Few are calling the end of the credit crunch just yet, though, and the market's seesaw movements on yesterday reflected its uncertainty. Alongside U.S. government data showing that new home construction dropped in November to its lowest rate in more than 16 years, the central banks' actions had a hard time galvanizing a market that remains anxious that the economy has further to fall.
"It's very disconcerting that we're getting central bank interventions for a problem that many were hoping would be a self-contained one," said Joseph V. Battipaglia, chief investment officer at Ryan Beck & Co.
Meanwhile, cautious forward-looking comments by Goldman Sachs Group Inc. and Best Buy Co. dampened the market's enthusiasm over the companies' better-than-expected quarterly earnings.

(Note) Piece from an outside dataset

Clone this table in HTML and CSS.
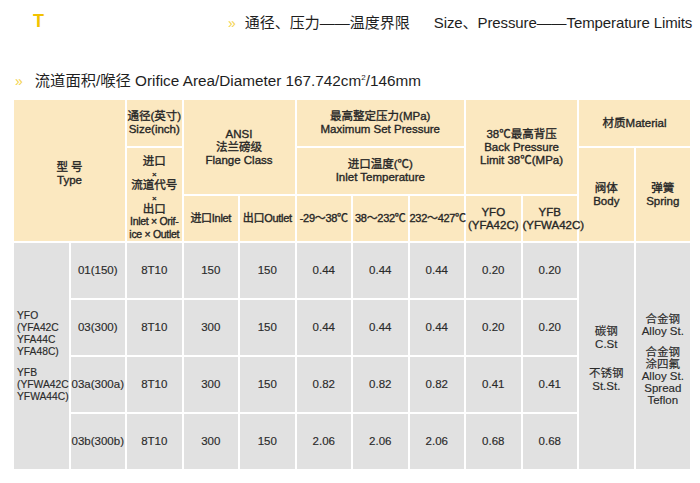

"The credit issues, the liquidity issues, are still there," said Ryan Detrick, strategist at Schaeffer's Investment Research. "There's a dark cloud over the market."
According to preliminary calculations, the Dow Jones industrial average rose 65.27, or 0.50 percent, to 13,323.47, after gaining as many as 112 points, tumbling by 75 points, and then rebounding.
Broader stock indicators also bounced back from a midday slump.
The Standard & Poor's 500 index rose 9.07, or 0.63 percent, to 1,454.97, and the Nasdaq composite index rose 21.57, or 0.84 percent, to 2,596.03.
The Russell 2000 index of smaller companies rose 15.00, or 2.03 percent, to 754.06.
Advancing issues outnumbered decliners by about 3 to 2 on the New York Stock Exchange, where volume came to 1.49 billion shares compared with 1.44 billion traded Monday.
The dollar rose against other major currencies and gold prices also advanced.
Light, sweet crude fell 14 cents to $90.49 a barrel on the New York Mercantile Exchange.
Government bonds rose yesterday. The yield on the 10-year Treasury note, which moves opposite its price, slipped to 4.12 percent from 4.15 percent late Monday.
Goldman fell $7.12, or 3.4 percent, to $201.51 after releasing its earnings report, which showed a 2 percent profit gain but uneven results across the investment bank's various units.
Best Buy fell 48 cents to $51.62 after the electronics retailer posted a 52-percent profit gain but offered an outlook that came in below analysts' expectations.